> [WRITTEN INSTRUCTION] Please set down all the lines beneath this one exactly, without the pictures.
################
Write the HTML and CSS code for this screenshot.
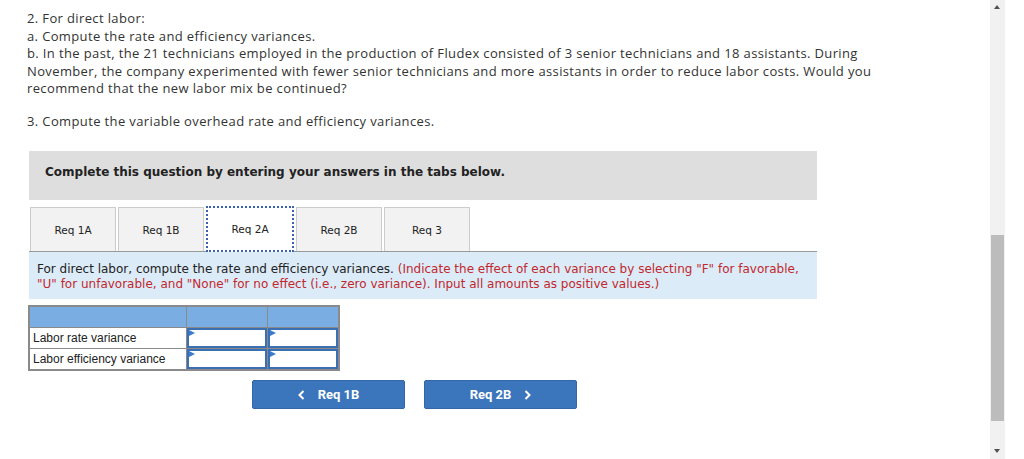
FILE: index.html
```html
<!DOCTYPE html>
<html>
<head>
<meta charset="utf-8">
<link rel="stylesheet" href="styles.css">
</head>
<body>
<div class="page">
  <div class="main">
    <div class="question">
      <p>2. For direct labor:<br>a. Compute the rate and efficiency variances.<br>b. In the past, the 21 technicians employed in the production of Fludex consisted of 3 senior technicians and 18 assistants. During<br>November, the company experimented with fewer senior technicians and more assistants in order to reduce labor costs. Would you<br>recommend that the new labor mix be continued?</p>
      <p class="q3">3. Compute the variable overhead rate and efficiency variances.</p>
    </div>
    <div class="widget">
      <div class="instr">Complete this question by entering your answers in the tabs below.</div>
      <div class="tabs">
        <div class="tab">Req 1A</div>
        <div class="tab">Req 1B</div>
        <div class="tab active">Req 2A</div>
        <div class="tab">Req 2B</div>
        <div class="tab">Req 3</div>
      </div>
      <div class="info">For direct labor, compute the rate and efficiency variances. <span class="red">(Indicate the effect of each variance by selecting "F" for favorable, "U" for unfavorable, and "None" for no effect (i.e., zero variance). Input all amounts as positive values.)</span></div>
      <table class="grid">
        <tr class="head"><td class="c1"></td><td class="c2"></td><td class="c3"></td></tr>
        <tr><td class="label">Labor rate variance</td><td class="in"><div class="box"></div></td><td class="in"><div class="box"></div></td></tr>
        <tr><td class="label">Labor efficiency variance</td><td class="in"><div class="box"></div></td><td class="in"><div class="box"></div></td></tr>
      </table>
      <div class="nav">
        <div class="btn"><svg class="chev" width="7" height="10" viewBox="0 0 7 10"><polyline points="5.5,1 1.5,5 5.5,9" fill="none" stroke="#fff" stroke-width="2"/></svg><span>Req 1B</span></div>
        <div class="btn"><span>Req 2B</span><svg class="chev" width="7" height="10" viewBox="0 0 7 10"><polyline points="1.5,1 5.5,5 1.5,9" fill="none" stroke="#fff" stroke-width="2"/></svg></div>
      </div>
    </div>
  </div>
  <div class="scrollbar">
    <div class="arrow up"></div>
    <div class="track"><div class="thumb"></div></div>
    <div class="arrow down"></div>
  </div>
</div>
</body>
</html>
```
FILE: styles.css
```css
html, body { margin: 0; padding: 0; background: #fff; }
.page { display: flex; width: 1024px; height: 459px; overflow: hidden; }
.main { width: 990px; flex: 0 0 990px; padding: 0 0 0 27px; box-sizing: border-box; }
.question { font-family: "Open Sans", Lato, sans-serif; font-size: 13px; letter-spacing: 0.37px; line-height: 17.5px; color: #333; padding-top: 10px; }
.question p { margin: 0; }
.question .q3 { margin-top: 15px; }
.widget { margin-left: 2px; width: 788px; margin-top: 21px; }
.instr { background: #dedede; height: 49px; display: flex; align-items: flex-start; padding: 14px 0 0 16px; font-family: "DejaVu Sans", Verdana, sans-serif; font-weight: bold; font-size: 12px; color: #222; box-sizing: border-box; }
.tabs { display: flex; gap: 2px; margin-top: 7px; padding-left: 1px; border-bottom: 1px solid #999; height: 44px; }
.tab { width: 86px; height: 44px; box-sizing: border-box; background: #f2f2f2; border: 1px solid #ccc; border-bottom: none; display: flex; align-items: center; justify-content: center; font-family: "DejaVu Sans", Verdana, sans-serif; font-size: 10.5px; color: #222; }
.tab.active { width: 88px; height: 46px; background: #fff; border: 2px dotted #3a62b0; margin-top: -1px; position: relative; z-index: 1; }
.info { background: #dcebf8; height: 47px; box-sizing: border-box; padding: 10px 8px 0 8px; font-family: "DejaVu Sans", Verdana, sans-serif; font-size: 12px; line-height: 15px; color: #222; }
.info .red { color: #c1282d; }
.grid { border-collapse: collapse; margin-top: 6px; margin-left: -1px; border: 2px solid #8a8a8a; }
.grid td { padding: 0; border: 1px solid #8a8a8a; }
.grid .head td { background: #7aaee3; height: 20px; }
.grid .c1 { width: 156px; }
.grid .c2 { width: 80px; }
.grid .c3 { width: 70px; }
.grid .label { font-family: "Liberation Sans", Arial, sans-serif; font-size: 12px; color: #222; height: 20px; padding-left: 3px; }
.grid .in { padding: 0; height: 20px; }
.box { position: relative; height: 20px; box-sizing: border-box; border: 2px solid #3a6fb3; background: #fff; }
.box::before { content: ""; position: absolute; left: 0; top: 0; border-left: 6px solid #3a7bd0; border-top: 3px solid transparent; border-bottom: 3px solid transparent; }
.nav { display: flex; gap: 19px; margin-top: 9px; padding-left: 223px; }
.btn { width: 153px; height: 29px; background: #3b75bb; border: 1px solid #3567a8; box-sizing: border-box; border-radius: 2px; color: #fff; font-family: Roboto, "Liberation Sans", sans-serif; font-weight: bold; font-size: 13px; display: flex; align-items: center; justify-content: center; gap: 13px; }
.chev { display: block; }
.scrollbar { width: 15px; flex: 0 0 15px; background: #f1f1f1; display: flex; flex-direction: column; }
.arrow { height: 17px; position: relative; }
.arrow.up::after { content: ""; position: absolute; left: 4px; top: 5px; border-left: 3.5px solid transparent; border-right: 3.5px solid transparent; border-bottom: 4px solid #505050; }
.arrow.down::after { content: ""; position: absolute; left: 4px; top: 7px; border-left: 3.5px solid transparent; border-right: 3.5px solid transparent; border-top: 4px solid #505050; }
.track { flex: 1; position: relative; }
.thumb { position: absolute; left: 1px; right: 1px; top: 218px; height: 186px; background: #bcbcbc; }
```
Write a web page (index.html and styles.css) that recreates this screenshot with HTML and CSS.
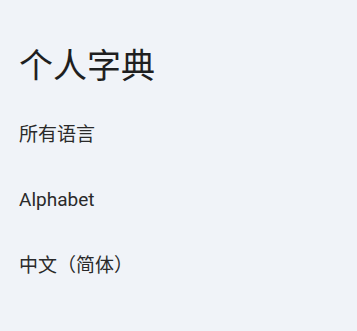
################
> [EXERCISE ANSWER]
Write the HTML and CSS code for this screenshot.
FILE: index.html
```html
<!DOCTYPE html>
<html>
<head>
<meta charset="utf-8">
<link rel="stylesheet" href="styles.css">
</head>
<body>
<div class="page">
  <div class="main">
    <div class="question">
      <p>2. For direct labor:<br>a. Compute the rate and efficiency variances.<br>b. In the past, the 21 technicians employed in the production of Fludex consisted of 3 senior technicians and 18 assistants. During<br>November, the company experimented with fewer senior technicians and more assistants in order to reduce labor costs. Would you<br>recommend that the new labor mix be continued?</p>
      <p class="q3">3. Compute the variable overhead rate and efficiency variances.</p>
    </div>
    <div class="widget">
      <div class="instr">Complete this question by entering your answers in the tabs below.</div>
      <div class="tabs">
        <div class="tab">Req 1A</div>
        <div class="tab">Req 1B</div>
        <div class="tab active">Req 2A</div>
        <div class="tab">Req 2B</div>
        <div class="tab">Req 3</div>
      </div>
      <div class="info">For direct labor, compute the rate and efficiency variances. <span class="red">(Indicate the effect of each variance by selecting "F" for favorable, "U" for unfavorable, and "None" for no effect (i.e., zero variance). Input all amounts as positive values.)</span></div>
      <table class="grid">
        <tr class="head"><td class="c1"></td><td class="c2"></td><td class="c3"></td></tr>
        <tr><td class="label">Labor rate variance</td><td class="in"><div class="box"></div></td><td class="in"><div class="box"></div></td></tr>
        <tr><td class="label">Labor efficiency variance</td><td class="in"><div class="box"></div></td><td class="in"><div class="box"></div></td></tr>
      </table>
      <div class="nav">
        <div class="btn"><svg class="chev" width="7" height="10" viewBox="0 0 7 10"><polyline points="5.5,1 1.5,5 5.5,9" fill="none" stroke="#fff" stroke-width="2"/></svg><span>Req 1B</span></div>
        <div class="btn"><span>Req 2B</span><svg class="chev" width="7" height="10" viewBox="0 0 7 10"><polyline points="1.5,1 5.5,5 1.5,9" fill="none" stroke="#fff" stroke-width="2"/></svg></div>
      </div>
    </div>
  </div>
  <div class="scrollbar">
    <div class="arrow up"></div>
    <div class="track"><div class="thumb"></div></div>
    <div class="arrow down"></div>
  </div>
</div>
</body>
</html>
```
FILE: styles.css
```css
html, body { margin: 0; padding: 0; background: #fff; }
.page { display: flex; width: 1024px; height: 459px; overflow: hidden; }
.main { width: 990px; flex: 0 0 990px; padding: 0 0 0 27px; box-sizing: border-box; }
.question { font-family: "Open Sans", Lato, sans-serif; font-size: 13px; letter-spacing: 0.37px; line-height: 17.5px; color: #333; padding-top: 10px; }
.question p { margin: 0; }
.question .q3 { margin-top: 15px; }
.widget { margin-left: 2px; width: 788px; margin-top: 21px; }
.instr { background: #dedede; height: 49px; display: flex; align-items: flex-start; padding: 14px 0 0 16px; font-family: "DejaVu Sans", Verdana, sans-serif; font-weight: bold; font-size: 12px; color: #222; box-sizing: border-box; }
.tabs { display: flex; gap: 2px; margin-top: 7px; padding-left: 1px; border-bottom: 1px solid #999; height: 44px; }
.tab { width: 86px; height: 44px; box-sizing: border-box; background: #f2f2f2; border: 1px solid #ccc; border-bottom: none; display: flex; align-items: center; justify-content: center; font-family: "DejaVu Sans", Verdana, sans-serif; font-size: 10.5px; color: #222; }
.tab.active { width: 88px; height: 46px; background: #fff; border: 2px dotted #3a62b0; margin-top: -1px; position: relative; z-index: 1; }
.info { background: #dcebf8; height: 47px; box-sizing: border-box; padding: 10px 8px 0 8px; font-family: "DejaVu Sans", Verdana, sans-serif; font-size: 12px; line-height: 15px; color: #222; }
.info .red { color: #c1282d; }
.grid { border-collapse: collapse; margin-top: 6px; margin-left: -1px; border: 2px solid #8a8a8a; }
.grid td { padding: 0; border: 1px solid #8a8a8a; }
.grid .head td { background: #7aaee3; height: 20px; }
.grid .c1 { width: 156px; }
.grid .c2 { width: 80px; }
.grid .c3 { width: 70px; }
.grid .label { font-family: "Liberation Sans", Arial, sans-serif; font-size: 12px; color: #222; height: 20px; padding-left: 3px; }
.grid .in { padding: 0; height: 20px; }
.box { position: relative; height: 20px; box-sizing: border-box; border: 2px solid #3a6fb3; background: #fff; }
.box::before { content: ""; position: absolute; left: 0; top: 0; border-left: 6px solid #3a7bd0; border-top: 3px solid transparent; border-bottom: 3px solid transparent; }
.nav { display: flex; gap: 19px; margin-top: 9px; padding-left: 223px; }
.btn { width: 153px; height: 29px; background: #3b75bb; border: 1px solid #3567a8; box-sizing: border-box; border-radius: 2px; color: #fff; font-family: Roboto, "Liberation Sans", sans-serif; font-weight: bold; font-size: 13px; display: flex; align-items: center; justify-content: center; gap: 13px; }
.chev { display: block; }
.scrollbar { width: 15px; flex: 0 0 15px; background: #f1f1f1; display: flex; flex-direction: column; }
.arrow { height: 17px; position: relative; }
.arrow.up::after { content: ""; position: absolute; left: 4px; top: 5px; border-left: 3.5px solid transparent; border-right: 3.5px solid transparent; border-bottom: 4px solid #505050; }
.arrow.down::after { content: ""; position: absolute; left: 4px; top: 7px; border-left: 3.5px solid transparent; border-right: 3.5px solid transparent; border-top: 4px solid #505050; }
.track { flex: 1; position: relative; }
.thumb { position: absolute; left: 1px; right: 1px; top: 218px; height: 186px; background: #bcbcbc; }
```
Write a web page (index.html and styles.css) that recreates this screenshot with HTML and CSS.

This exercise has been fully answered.